[Code that builds pages]
** start **

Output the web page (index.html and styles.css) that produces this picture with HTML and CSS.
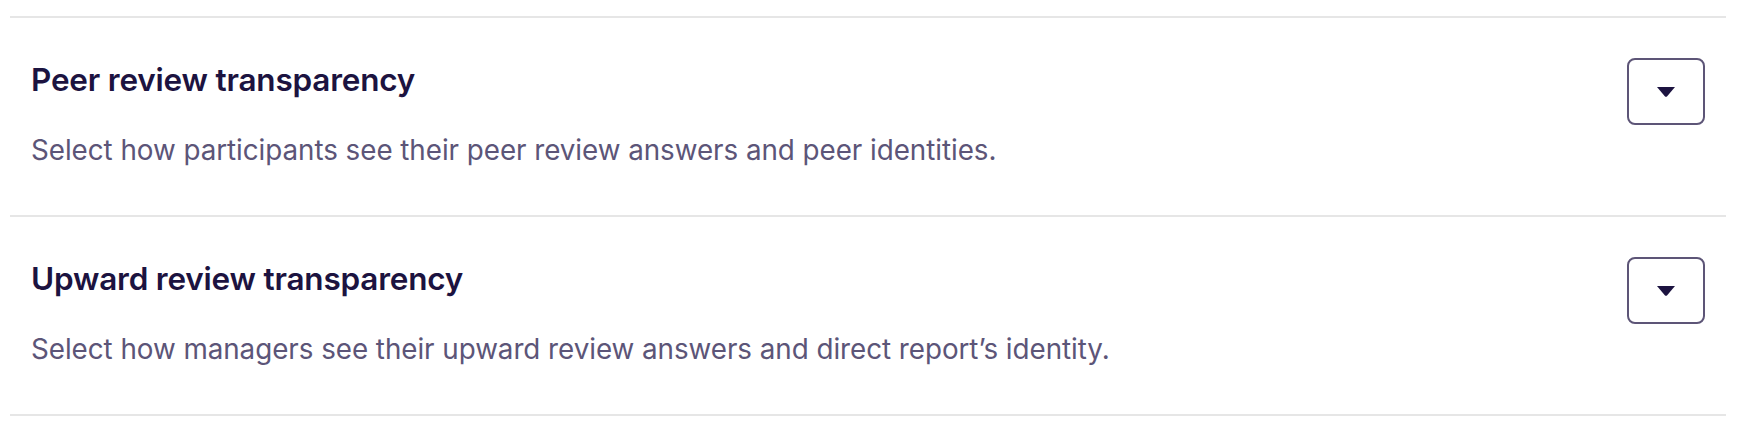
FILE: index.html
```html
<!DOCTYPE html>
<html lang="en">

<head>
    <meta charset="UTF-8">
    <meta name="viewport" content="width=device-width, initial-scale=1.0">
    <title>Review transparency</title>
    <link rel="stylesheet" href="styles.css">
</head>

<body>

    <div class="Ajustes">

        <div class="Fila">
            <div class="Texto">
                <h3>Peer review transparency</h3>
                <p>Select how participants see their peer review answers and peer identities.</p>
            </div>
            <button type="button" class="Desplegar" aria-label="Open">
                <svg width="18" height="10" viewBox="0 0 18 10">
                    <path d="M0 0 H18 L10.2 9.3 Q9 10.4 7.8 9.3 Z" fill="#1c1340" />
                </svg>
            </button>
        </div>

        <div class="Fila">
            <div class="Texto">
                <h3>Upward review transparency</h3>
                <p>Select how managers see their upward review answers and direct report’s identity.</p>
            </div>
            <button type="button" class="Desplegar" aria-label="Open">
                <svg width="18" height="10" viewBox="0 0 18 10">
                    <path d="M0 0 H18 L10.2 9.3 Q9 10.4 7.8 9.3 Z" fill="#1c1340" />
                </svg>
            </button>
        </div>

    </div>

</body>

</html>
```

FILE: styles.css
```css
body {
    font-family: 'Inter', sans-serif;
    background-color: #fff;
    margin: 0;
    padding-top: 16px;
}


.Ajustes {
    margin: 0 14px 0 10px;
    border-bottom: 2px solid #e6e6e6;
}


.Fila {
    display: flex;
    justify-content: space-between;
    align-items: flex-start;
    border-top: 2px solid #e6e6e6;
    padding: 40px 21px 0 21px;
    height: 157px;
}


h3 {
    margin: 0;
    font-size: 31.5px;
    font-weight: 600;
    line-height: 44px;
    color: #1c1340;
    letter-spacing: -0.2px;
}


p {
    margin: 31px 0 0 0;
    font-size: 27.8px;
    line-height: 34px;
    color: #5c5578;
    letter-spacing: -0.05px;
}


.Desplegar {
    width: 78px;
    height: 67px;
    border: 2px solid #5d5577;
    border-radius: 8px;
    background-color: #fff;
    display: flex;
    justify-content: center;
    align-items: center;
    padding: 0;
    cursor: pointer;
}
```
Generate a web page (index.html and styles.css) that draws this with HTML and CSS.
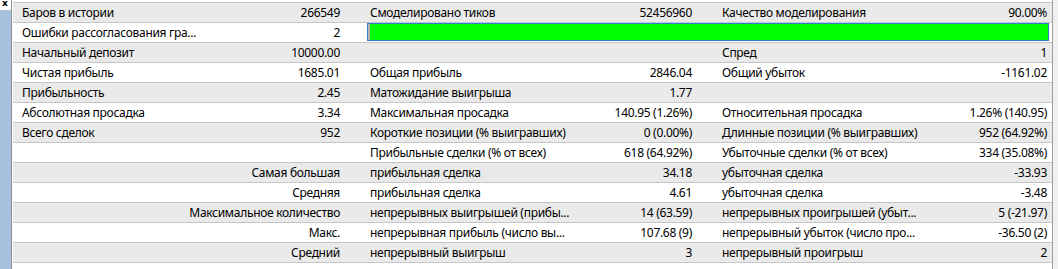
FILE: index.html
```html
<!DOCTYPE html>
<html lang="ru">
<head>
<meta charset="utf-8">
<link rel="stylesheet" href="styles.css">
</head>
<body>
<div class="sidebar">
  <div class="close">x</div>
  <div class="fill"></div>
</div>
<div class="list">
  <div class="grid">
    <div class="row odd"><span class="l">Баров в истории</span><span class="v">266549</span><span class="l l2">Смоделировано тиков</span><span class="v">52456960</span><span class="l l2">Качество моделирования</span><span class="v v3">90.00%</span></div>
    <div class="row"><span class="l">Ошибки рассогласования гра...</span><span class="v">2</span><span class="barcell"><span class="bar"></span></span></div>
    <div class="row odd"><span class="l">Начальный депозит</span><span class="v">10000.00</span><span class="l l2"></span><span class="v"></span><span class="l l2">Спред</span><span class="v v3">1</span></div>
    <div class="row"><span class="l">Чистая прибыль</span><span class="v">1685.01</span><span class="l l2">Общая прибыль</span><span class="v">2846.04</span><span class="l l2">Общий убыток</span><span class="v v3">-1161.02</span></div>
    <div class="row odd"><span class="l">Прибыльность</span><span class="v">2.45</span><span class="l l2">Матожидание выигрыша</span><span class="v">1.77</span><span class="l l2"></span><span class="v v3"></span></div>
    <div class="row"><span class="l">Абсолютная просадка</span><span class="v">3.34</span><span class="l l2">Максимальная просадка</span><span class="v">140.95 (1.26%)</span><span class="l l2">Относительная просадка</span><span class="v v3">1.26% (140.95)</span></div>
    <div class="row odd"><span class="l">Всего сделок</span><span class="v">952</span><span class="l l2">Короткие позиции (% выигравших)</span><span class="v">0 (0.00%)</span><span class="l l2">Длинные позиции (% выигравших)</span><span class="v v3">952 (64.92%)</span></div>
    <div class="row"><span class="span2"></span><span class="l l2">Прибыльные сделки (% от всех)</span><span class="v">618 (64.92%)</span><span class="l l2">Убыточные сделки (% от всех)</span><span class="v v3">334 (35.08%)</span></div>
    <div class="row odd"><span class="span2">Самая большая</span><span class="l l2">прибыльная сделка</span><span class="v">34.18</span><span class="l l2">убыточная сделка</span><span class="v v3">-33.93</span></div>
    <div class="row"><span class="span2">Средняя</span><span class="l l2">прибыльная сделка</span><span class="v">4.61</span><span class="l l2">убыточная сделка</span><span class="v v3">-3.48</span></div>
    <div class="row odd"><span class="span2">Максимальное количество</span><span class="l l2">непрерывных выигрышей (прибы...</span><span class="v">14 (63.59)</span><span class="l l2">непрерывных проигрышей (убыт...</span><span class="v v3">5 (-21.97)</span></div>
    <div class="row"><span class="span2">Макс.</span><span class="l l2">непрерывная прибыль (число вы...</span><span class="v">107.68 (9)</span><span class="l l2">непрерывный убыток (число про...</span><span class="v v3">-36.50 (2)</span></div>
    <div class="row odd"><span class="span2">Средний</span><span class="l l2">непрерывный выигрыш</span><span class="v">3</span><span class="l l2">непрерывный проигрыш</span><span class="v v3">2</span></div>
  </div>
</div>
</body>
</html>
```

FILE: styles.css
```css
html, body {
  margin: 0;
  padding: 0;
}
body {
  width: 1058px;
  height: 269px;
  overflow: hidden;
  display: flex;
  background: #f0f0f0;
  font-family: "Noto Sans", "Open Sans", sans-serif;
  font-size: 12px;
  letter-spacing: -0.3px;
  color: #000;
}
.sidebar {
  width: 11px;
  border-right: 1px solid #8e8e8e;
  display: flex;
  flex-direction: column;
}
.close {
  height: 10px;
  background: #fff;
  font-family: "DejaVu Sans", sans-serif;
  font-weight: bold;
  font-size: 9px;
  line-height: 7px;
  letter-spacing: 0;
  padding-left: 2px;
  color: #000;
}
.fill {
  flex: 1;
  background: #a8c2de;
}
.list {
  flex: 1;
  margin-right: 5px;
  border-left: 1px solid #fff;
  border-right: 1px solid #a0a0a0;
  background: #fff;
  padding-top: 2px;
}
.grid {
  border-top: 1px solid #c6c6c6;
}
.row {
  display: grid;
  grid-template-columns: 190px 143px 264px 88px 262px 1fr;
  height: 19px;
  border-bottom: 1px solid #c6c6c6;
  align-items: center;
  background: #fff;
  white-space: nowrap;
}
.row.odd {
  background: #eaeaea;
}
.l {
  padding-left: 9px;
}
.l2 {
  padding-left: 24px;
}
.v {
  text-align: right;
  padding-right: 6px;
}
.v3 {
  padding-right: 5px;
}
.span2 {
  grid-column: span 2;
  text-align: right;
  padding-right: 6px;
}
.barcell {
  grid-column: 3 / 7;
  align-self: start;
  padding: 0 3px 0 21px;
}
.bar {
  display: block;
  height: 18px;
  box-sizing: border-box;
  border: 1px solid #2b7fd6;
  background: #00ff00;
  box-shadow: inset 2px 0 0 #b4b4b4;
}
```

** end **

= Instruction =
Each entry shown above must be quoted exactly, with its pictures left out.

= The output =
Output the web page (index.html and styles.css) that produces this picture with HTML and CSS.
FILE: index.html
```html
<!DOCTYPE html>
<html lang="en">

<head>
    <meta charset="UTF-8">
    <meta name="viewport" content="width=device-width, initial-scale=1.0">
    <title>Review transparency</title>
    <link rel="stylesheet" href="styles.css">
</head>

<body>

    <div class="Ajustes">

        <div class="Fila">
            <div class="Texto">
                <h3>Peer review transparency</h3>
                <p>Select how participants see their peer review answers and peer identities.</p>
            </div>
            <button type="button" class="Desplegar" aria-label="Open">
                <svg width="18" height="10" viewBox="0 0 18 10">
                    <path d="M0 0 H18 L10.2 9.3 Q9 10.4 7.8 9.3 Z" fill="#1c1340" />
                </svg>
            </button>
        </div>

        <div class="Fila">
            <div class="Texto">
                <h3>Upward review transparency</h3>
                <p>Select how managers see their upward review answers and direct report’s identity.</p>
            </div>
            <button type="button" class="Desplegar" aria-label="Open">
                <svg width="18" height="10" viewBox="0 0 18 10">
                    <path d="M0 0 H18 L10.2 9.3 Q9 10.4 7.8 9.3 Z" fill="#1c1340" />
                </svg>
            </button>
        </div>

    </div>

</body>

</html>
```

FILE: styles.css
```css
body {
    font-family: 'Inter', sans-serif;
    background-color: #fff;
    margin: 0;
    padding-top: 16px;
}


.Ajustes {
    margin: 0 14px 0 10px;
    border-bottom: 2px solid #e6e6e6;
}


.Fila {
    display: flex;
    justify-content: space-between;
    align-items: flex-start;
    border-top: 2px solid #e6e6e6;
    padding: 40px 21px 0 21px;
    height: 157px;
}


h3 {
    margin: 0;
    font-size: 31.5px;
    font-weight: 600;
    line-height: 44px;
    color: #1c1340;
    letter-spacing: -0.2px;
}


p {
    margin: 31px 0 0 0;
    font-size: 27.8px;
    line-height: 34px;
    color: #5c5578;
    letter-spacing: -0.05px;
}


.Desplegar {
    width: 78px;
    height: 67px;
    border: 2px solid #5d5577;
    border-radius: 8px;
    background-color: #fff;
    display: flex;
    justify-content: center;
    align-items: center;
    padding: 0;
    cursor: pointer;
}
```
Generate a web page (index.html and styles.css) that draws this with HTML and CSS.
FILE: index.html
```html
<!DOCTYPE html>
<html lang="ru">
<head>
<meta charset="utf-8">
<link rel="stylesheet" href="styles.css">
</head>
<body>
<div class="sidebar">
  <div class="close">x</div>
  <div class="fill"></div>
</div>
<div class="list">
  <div class="grid">
    <div class="row odd"><span class="l">Баров в истории</span><span class="v">266549</span><span class="l l2">Смоделировано тиков</span><span class="v">52456960</span><span class="l l2">Качество моделирования</span><span class="v v3">90.00%</span></div>
    <div class="row"><span class="l">Ошибки рассогласования гра...</span><span class="v">2</span><span class="barcell"><span class="bar"></span></span></div>
    <div class="row odd"><span class="l">Начальный депозит</span><span class="v">10000.00</span><span class="l l2"></span><span class="v"></span><span class="l l2">Спред</span><span class="v v3">1</span></div>
    <div class="row"><span class="l">Чистая прибыль</span><span class="v">1685.01</span><span class="l l2">Общая прибыль</span><span class="v">2846.04</span><span class="l l2">Общий убыток</span><span class="v v3">-1161.02</span></div>
    <div class="row odd"><span class="l">Прибыльность</span><span class="v">2.45</span><span class="l l2">Матожидание выигрыша</span><span class="v">1.77</span><span class="l l2"></span><span class="v v3"></span></div>
    <div class="row"><span class="l">Абсолютная просадка</span><span class="v">3.34</span><span class="l l2">Максимальная просадка</span><span class="v">140.95 (1.26%)</span><span class="l l2">Относительная просадка</span><span class="v v3">1.26% (140.95)</span></div>
    <div class="row odd"><span class="l">Всего сделок</span><span class="v">952</span><span class="l l2">Короткие позиции (% выигравших)</span><span class="v">0 (0.00%)</span><span class="l l2">Длинные позиции (% выигравших)</span><span class="v v3">952 (64.92%)</span></div>
    <div class="row"><span class="span2"></span><span class="l l2">Прибыльные сделки (% от всех)</span><span class="v">618 (64.92%)</span><span class="l l2">Убыточные сделки (% от всех)</span><span class="v v3">334 (35.08%)</span></div>
    <div class="row odd"><span class="span2">Самая большая</span><span class="l l2">прибыльная сделка</span><span class="v">34.18</span><span class="l l2">убыточная сделка</span><span class="v v3">-33.93</span></div>
    <div class="row"><span class="span2">Средняя</span><span class="l l2">прибыльная сделка</span><span class="v">4.61</span><span class="l l2">убыточная сделка</span><span class="v v3">-3.48</span></div>
    <div class="row odd"><span class="span2">Максимальное количество</span><span class="l l2">непрерывных выигрышей (прибы...</span><span class="v">14 (63.59)</span><span class="l l2">непрерывных проигрышей (убыт...</span><span class="v v3">5 (-21.97)</span></div>
    <div class="row"><span class="span2">Макс.</span><span class="l l2">непрерывная прибыль (число вы...</span><span class="v">107.68 (9)</span><span class="l l2">непрерывный убыток (число про...</span><span class="v v3">-36.50 (2)</span></div>
    <div class="row odd"><span class="span2">Средний</span><span class="l l2">непрерывный выигрыш</span><span class="v">3</span><span class="l l2">непрерывный проигрыш</span><span class="v v3">2</span></div>
  </div>
</div>
</body>
</html>
```

FILE: styles.css
```css
html, body {
  margin: 0;
  padding: 0;
}
body {
  width: 1058px;
  height: 269px;
  overflow: hidden;
  display: flex;
  background: #f0f0f0;
  font-family: "Noto Sans", "Open Sans", sans-serif;
  font-size: 12px;
  letter-spacing: -0.3px;
  color: #000;
}
.sidebar {
  width: 11px;
  border-right: 1px solid #8e8e8e;
  display: flex;
  flex-direction: column;
}
.close {
  height: 10px;
  background: #fff;
  font-family: "DejaVu Sans", sans-serif;
  font-weight: bold;
  font-size: 9px;
  line-height: 7px;
  letter-spacing: 0;
  padding-left: 2px;
  color: #000;
}
.fill {
  flex: 1;
  background: #a8c2de;
}
.list {
  flex: 1;
  margin-right: 5px;
  border-left: 1px solid #fff;
  border-right: 1px solid #a0a0a0;
  background: #fff;
  padding-top: 2px;
}
.grid {
  border-top: 1px solid #c6c6c6;
}
.row {
  display: grid;
  grid-template-columns: 190px 143px 264px 88px 262px 1fr;
  height: 19px;
  border-bottom: 1px solid #c6c6c6;
  align-items: center;
  background: #fff;
  white-space: nowrap;
}
.row.odd {
  background: #eaeaea;
}
.l {
  padding-left: 9px;
}
.l2 {
  padding-left: 24px;
}
.v {
  text-align: right;
  padding-right: 6px;
}
.v3 {
  padding-right: 5px;
}
.span2 {
  grid-column: span 2;
  text-align: right;
  padding-right: 6px;
}
.barcell {
  grid-column: 3 / 7;
  align-self: start;
  padding: 0 3px 0 21px;
}
.bar {
  display: block;
  height: 18px;
  box-sizing: border-box;
  border: 1px solid #2b7fd6;
  background: #00ff00;
  box-shadow: inset 2px 0 0 #b4b4b4;
}
```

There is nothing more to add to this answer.